Has anyone expirience with 10Gb Adapters direct attached over fibre on RHEL?

best regards,
hiasor


 
I think you have to look at other settings, you did not say, what kind of disk drives are in the NAS, what are your raid settings, stripe size, segement size, number of disks, are you using NFS, or ISCSI, if using nfs what is your block size, if using ISCSI what is your frame size, Can you monitor the link, the NAS, or Redhat server, and see where the bottle neck is.

Tony ... aka chgwhat

When in doubt,,, Power out...
 
Hi Tony,
we only want to test nfs. so we tried different mount settings (rw,hard,intr,fg,tcp,rsize,wsize,jumboframes, kernel parameter, etc.)
on NetApp-side we have also tried different settings -> no impact
NetApp side is idling.
may be its a comminication problem, because it´s direct attached.
 
If you're writing from disk to disk over the 10Gb link you're seeing the I/O limit on one or both devices not the ethernet link maximum.

Example: When writing from my laptop HDD to my server array over a 1Gb link the transfer rate I see is the maximum I/O of my laptop's HDD (28MB/sec). When doing transfers from a 100Mb link the transfer rate maxes out at the link speed (11.5MB/sec due to the protocol overhead).

Clear as mud?

 
I write from NFS-Share to NFS-Share (single and multithreaded)
also only over IP. (single and multithreaded)
It should be a minimum of 600MB/sec.
 
That was part of my initial post.
If you are reading / writing to a NAS that is raid6 on 7 SATA disks, lets say each disk has a sustained write of 28MB/sec, you should expect about 6 * 28 or 168 MB/sec. What is your disk configuration on the NAS.

Tony ... aka chgwhat

When in doubt,,, Power out...
 
@Tony:
it´s only one Diskpool with 72 disks. The disk´s aren´t the limiter.


 
@Tony:
and as I wrote before, we testet only over IP - no disks involved - the same result
 
What happens on the RedHat side? CPU usage stats would be a start.

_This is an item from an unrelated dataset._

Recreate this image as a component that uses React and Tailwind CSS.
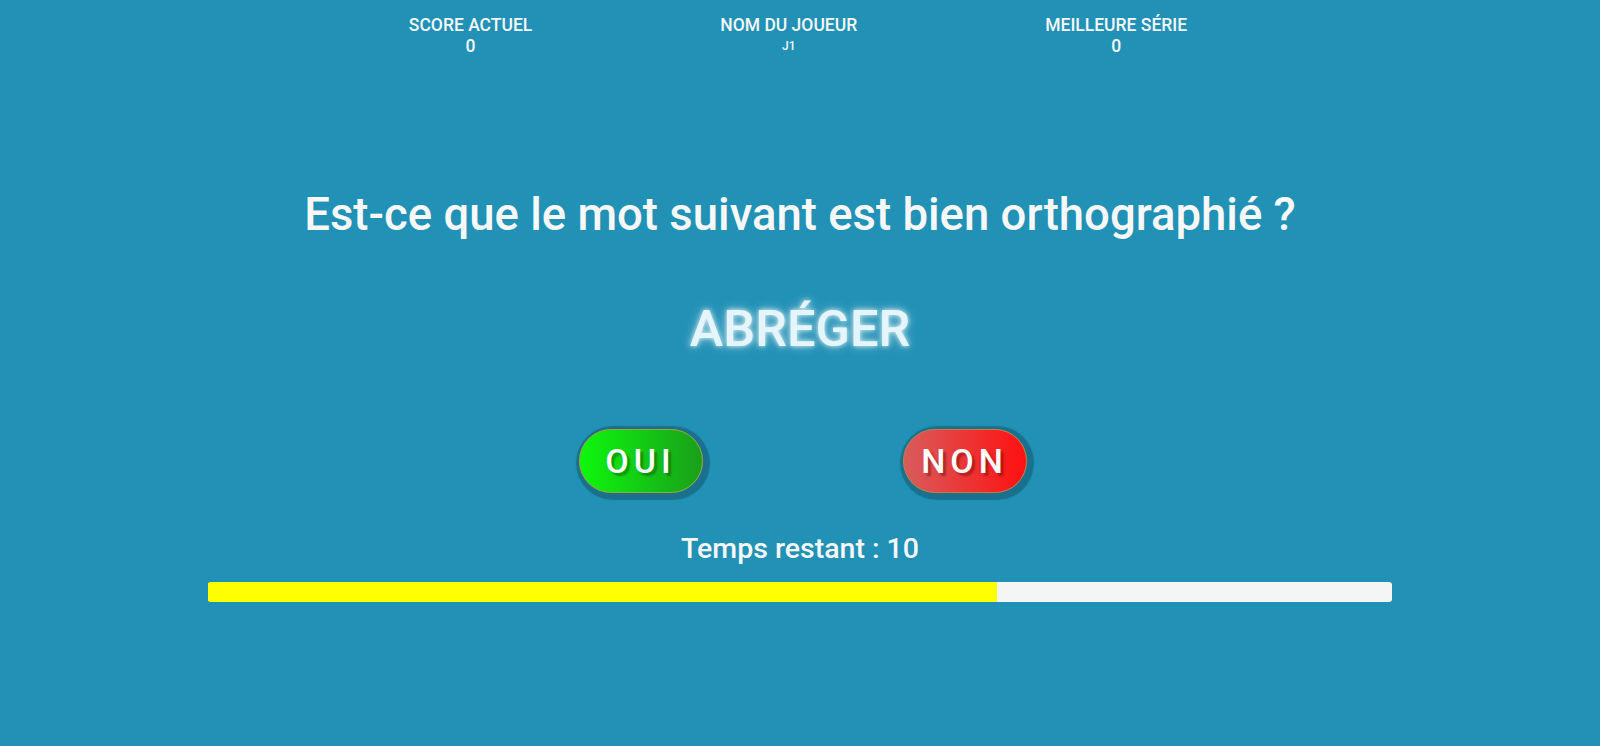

Are you using NFS over UDP or TCP? If it's TCP it might be the verification of the packets that's causing the bottleneck.

 
So when you only tested over IP, what data were you using for the test, and where was the data coming from and going to?

Annihilannic.
 
we testet only over ip and with nfs. we also have tried tcp and udp. and we testet with multi-threads so the cpu usage isn´t the limiter.
has anyone expirience with 10Gb over Fibre. because it looks like 1Gb half duplex. we see sending pakets and then recive.

kB/s kB/s
out write
29583 0
38527 0
44404 0
65660 0
86231 318852
84163 118932
85713 111152
30690 111888
11640 103748
35746 78848
37693 74600
71208 36
80892 0
83681 0
83268 0
59183 0
3320 0
19618 0
37851 0
45652 0
 
You still haven't described what test data you are using? NFS is a filesystem, so you can only test it by reading and writing files. What files are you reading and writing? Where does the data in those files come from?

Annihilannic.
 
Okay, at least try [tt]ethtool[/tt] to determine the negotiated link speed.

Remember, you asked this community for help. You can always pay for it. It would be prudent to answer some of our questions amid your frustration. Like Annihilannic I would like to know how you are testing a file system, especially without involving disks. I would like to know the process you're using. I do something similar by using [tt]dd if=/dev/zero of=/remotefs/file[/tt].

BTW, 10GbE host adapters require a connection to a switch to attain 10Gb speeds else they default to 1Gb half-duplex. Read up on your system docs and standards.